I really cannot stress how much help you've been gaying up the place. :raritywink:

it was the story that I wrote because the longer story that I had really wanted to write didn’t come together in time. I just haven’t been writing very much at all, and what I have managed to write has rarely been the full expression of what I had hoped for.

I feel you there. I had two stories I thought would’ve been great for the 1000 Words—only needed to add 200 words to one and trim 50 from the other—, but it just didn’t happen. Mostly because they were not written with genre in mind. One was too atmospheric to be horror and the other wasn’t funny enough to be humor yet too absurdist to be slice-of-life.

I’d like to try my hoof at this year’s MxM, but it’s increasingly doubtful I’ll have much writing time between now and November.
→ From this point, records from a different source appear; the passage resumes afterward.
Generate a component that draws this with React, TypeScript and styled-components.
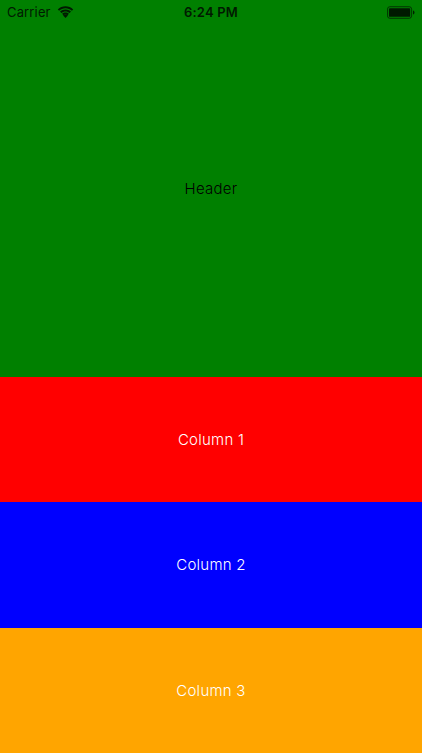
import { FC } from 'react';
import styled, { createGlobalStyle } from 'styled-components';

const GlobalStyle = createGlobalStyle`
  html, body, #root {
    height: 100%;
    margin: 0;
    padding: 0;
  }

  body {
    font-family: Inter, 'Liberation Sans', sans-serif;
  }
`;

const Screen = styled.div`
  position: relative;
  display: flex;
  flex-direction: column;
  width: 422px;
  height: 753px;
  overflow: hidden;
`;

const StatusBar = styled.div`
  position: absolute;
  top: 0;
  left: 0;
  right: 0;
  height: 24px;
  display: grid;
  grid-template-columns: 1fr auto 1fr;
  align-items: center;
  padding: 0 7px 0 7px;
  color: #001a00;
  font-size: 13px;
`;

const StatusLeft = styled.div`
  display: flex;
  align-items: center;
  gap: 6px;
  letter-spacing: 0.15px;
`;

const StatusRight = styled.div`
  display: flex;
  justify-content: flex-end;
`;

const Clock = styled.span`
  font-weight: 600;
  letter-spacing: 0.2px;
`;

const Panel = styled.div<{ $bg: string; $grow: number; $fg: string }>`
  flex: ${({ $grow }) => $grow} 1 0;
  display: flex;
  align-items: center;
  justify-content: center;
  background: ${({ $bg }) => $bg};
  color: ${({ $fg }) => $fg};
  font-size: 15px;
  font-weight: 300;
  letter-spacing: 0.25px;
`;

const Wifi: FC = () => (
  <svg width="17" height="12" viewBox="0 0 17 12" fill="currentColor">
    <path d="M8.5 2.2c2.5 0 4.7 1 6.4 2.6L16.2 3.4C14.2 1.4 11.5.2 8.5.2S2.8 1.4.8 3.4l1.3 1.4C3.8 3.2 6 2.2 8.5 2.2z" />
    <path d="M8.5 5.4c1.6 0 3 .6 4.1 1.6l1.4-1.4C12.5 4.2 10.6 3.4 8.5 3.4S4.500 4.200 3 5.600L4.400 7c1.100-1 2.500-1.600 4.100-1.600z" />
    <path d="M8.500 8.400c.8 0 1.500.3 2 .8l1.400-1.400c-.9-.9-2.100-1.400-3.400-1.400s-2.500.5-3.400 1.400l1.400 1.400c.5-.5 1.200-.8 2-.8z" />
    <path d="M8.500 12 6.100 9.600c.6-.6 1.500-1 2.400-1s1.800.4 2.400 1z" />
  </svg>
);

const Battery: FC = () => (
  <svg width="28" height="13" viewBox="0 0 29 13" fill="currentColor">
    <rect x="0.5" y="0.5" width="25" height="12" rx="2.5" fill="none" stroke="currentColor" opacity="0.75" />
    <rect x="2" y="2" width="22" height="9" rx="1" />
    <path d="M27 4.500c.8.200 1.500.9 1.500 2s-.7 1.800-1.500 2z" />
  </svg>
);

const App: FC = () => (
  <Screen>
    <GlobalStyle />
    <Panel $bg="#008000" $fg="#000000" $grow={3}>
      Header
    </Panel>
    <Panel $bg="#ff0000" $fg="#ffffff" $grow={1}>
      Column 1
    </Panel>
    <Panel $bg="#0000ff" $fg="#ffffff" $grow={1}>
      Column 2
    </Panel>
    <Panel $bg="#ffa500" $fg="#ffffff" $grow={1}>
      Column 3
    </Panel>
    <StatusBar>
      <StatusLeft>
        <span>Carrier</span>
        <Wifi />
      </StatusLeft>
      <Clock>6:24 PM</Clock>
      <StatusRight>
        <Battery />
      </StatusRight>
    </StatusBar>
  </Screen>
);

export default App;
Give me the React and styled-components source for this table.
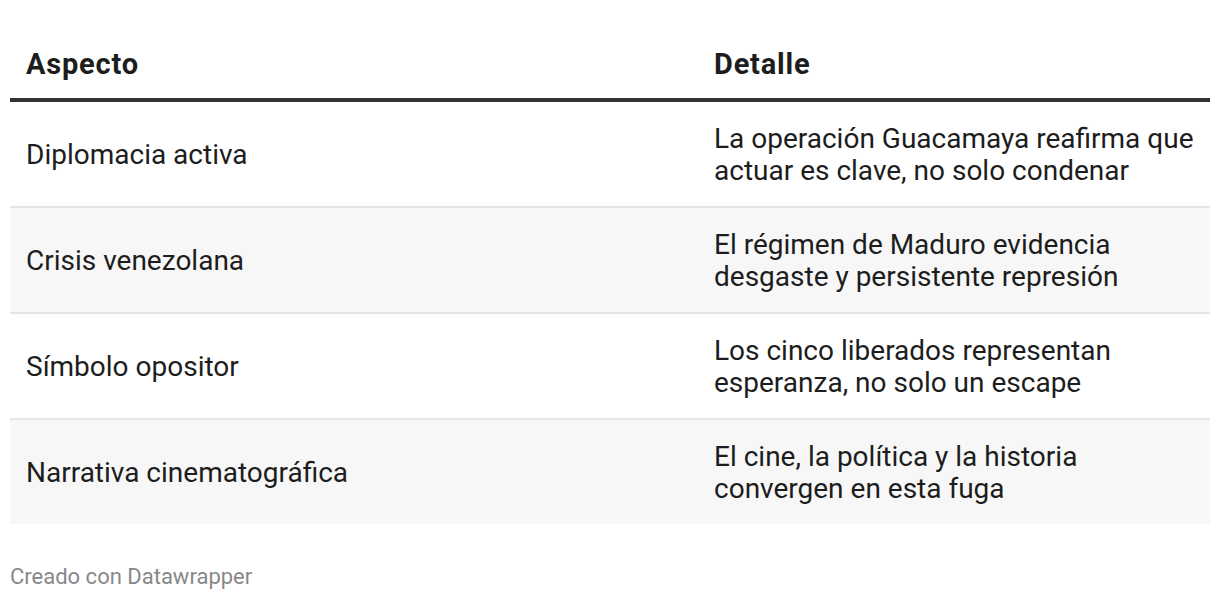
import React from 'react';
import styled, { createGlobalStyle } from 'styled-components';

const rows = [
  ['Diplomacia activa', 'La operación Guacamaya reafirma que actuar es clave, no solo condenar'],
  ['Crisis venezolana', 'El régimen de Maduro evidencia desgaste y persistente represión'],
  ['Símbolo opositor', 'Los cinco liberados representan esperanza, no solo un escape'],
  ['Narrativa cinematográfica', 'El cine, la política y la historia convergen en esta fuga'],
];

const GlobalStyle = createGlobalStyle`
  body {
    margin: 0;
    background: #ffffff;
    font-family: Roboto, "Liberation Sans", sans-serif;
    color: #1d1d1d;
  }
`;

const Page = styled.div`
  padding: 30px 10px 0 10px;
`;

const Table = styled.div`
  display: flex;
  flex-direction: column;
`;

const HeadRow = styled.div`
  display: grid;
  grid-template-columns: 688px 1fr;
  align-items: end;
  border-bottom: 4px solid #333333;
  height: 68px;
`;

const HeadCell = styled.div`
  padding: 0 12px 18px 16px;
  font-weight: 700;
  font-size: 29px;
  letter-spacing: 0.8px;
  line-height: 32px;
`;

const Row = styled.div`
  display: grid;
  grid-template-columns: 688px 1fr;
  align-items: center;
  background: ${({ $striped }) => ($striped ? '#f7f7f7' : '#ffffff')};
  border-bottom: ${({ $last }) => ($last ? 'none' : '2px solid #e5e5e5')};
  min-height: 104px;
`;

const Cell = styled.div`
  padding: 21px 10px 19px 16px;
  font-size: 28px;
  line-height: 32px;
`;

const Footer = styled.div`
  margin-top: 40px;
  font-size: 22px;
  color: #888888;
`;

export default function App() {
  return (
    <>
      <GlobalStyle />
      <Page>
        <Table>
          <HeadRow>
            <HeadCell>Aspecto</HeadCell>
            <HeadCell>Detalle</HeadCell>
          </HeadRow>
          {rows.map(([a, d], i) => (
            <Row key={a} $striped={i % 2 === 1} $last={i === rows.length - 1}>
              <Cell>{a}</Cell>
              <Cell>{d}</Cell>
            </Row>
          ))}
        </Table>
        <Footer>Creado con Datawrapper</Footer>
      </Page>
    </>
  );
}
Speaking of November, while you may be too busy reading the MxM entries to participate in this, I’m tempted to try the NaNoWriMo pace, but focused on finishing my voluminous slush pile my time with Q&S has generated. Perhaps I instead be traditional and dive headfirst into my forever-unwritten megaproject and make a glorious mess, but that’d also risk me discovering story-collapsing plot holes after 70k words due to excessive time travel if I don’t carefully model it first.

little droplet in a lot of different cups, and nothing more

I viscerally feel this one. I can only speak for myself, but I finally stopped feeling like this once I stopped chasing social connections on social media and finally gave in to create a dedicated Discord account for my Publiq persona. Even still, I’m probably stretched a hair thin to maintain strong connections.

I want to collaborate more. Prereading, editing, brainstorming, co-writing.

derpicdn.net/img/download/2018/8/11/1803940__safe_artist-colon-zemlya_bon+bon_lyra+heartstrings_sweetie+drops_earth+pony_pony_unicorn_g4_adorabon_blushing_cute_ear+blush_female_horses+doing+horse+.jpg
Fig. 1: editing buddies

I’m curious: how often do you have feelings that you’re a better editor than writer? Are you looking for a Lennon to your McCartney, or do you wish to cultivate a whole stable of writing friends?

Four.. four years? But I was just commenting on your Ellie fic last year in 2020... oh no....

Stumbled my way in here half a year after your very kind comment on Mr Perfect, and wanted to send some of that positivity back your way.

After catching up on my history, I'll echo what others here have said: you're doing great work here on the site, contests and stories alike, and I hope that you're able to find the joy and excitement in it that you're looking for. Those points at the end resonated.

In that spirit, if I wanted to read some of your fic, do you have any recommendations where I could start?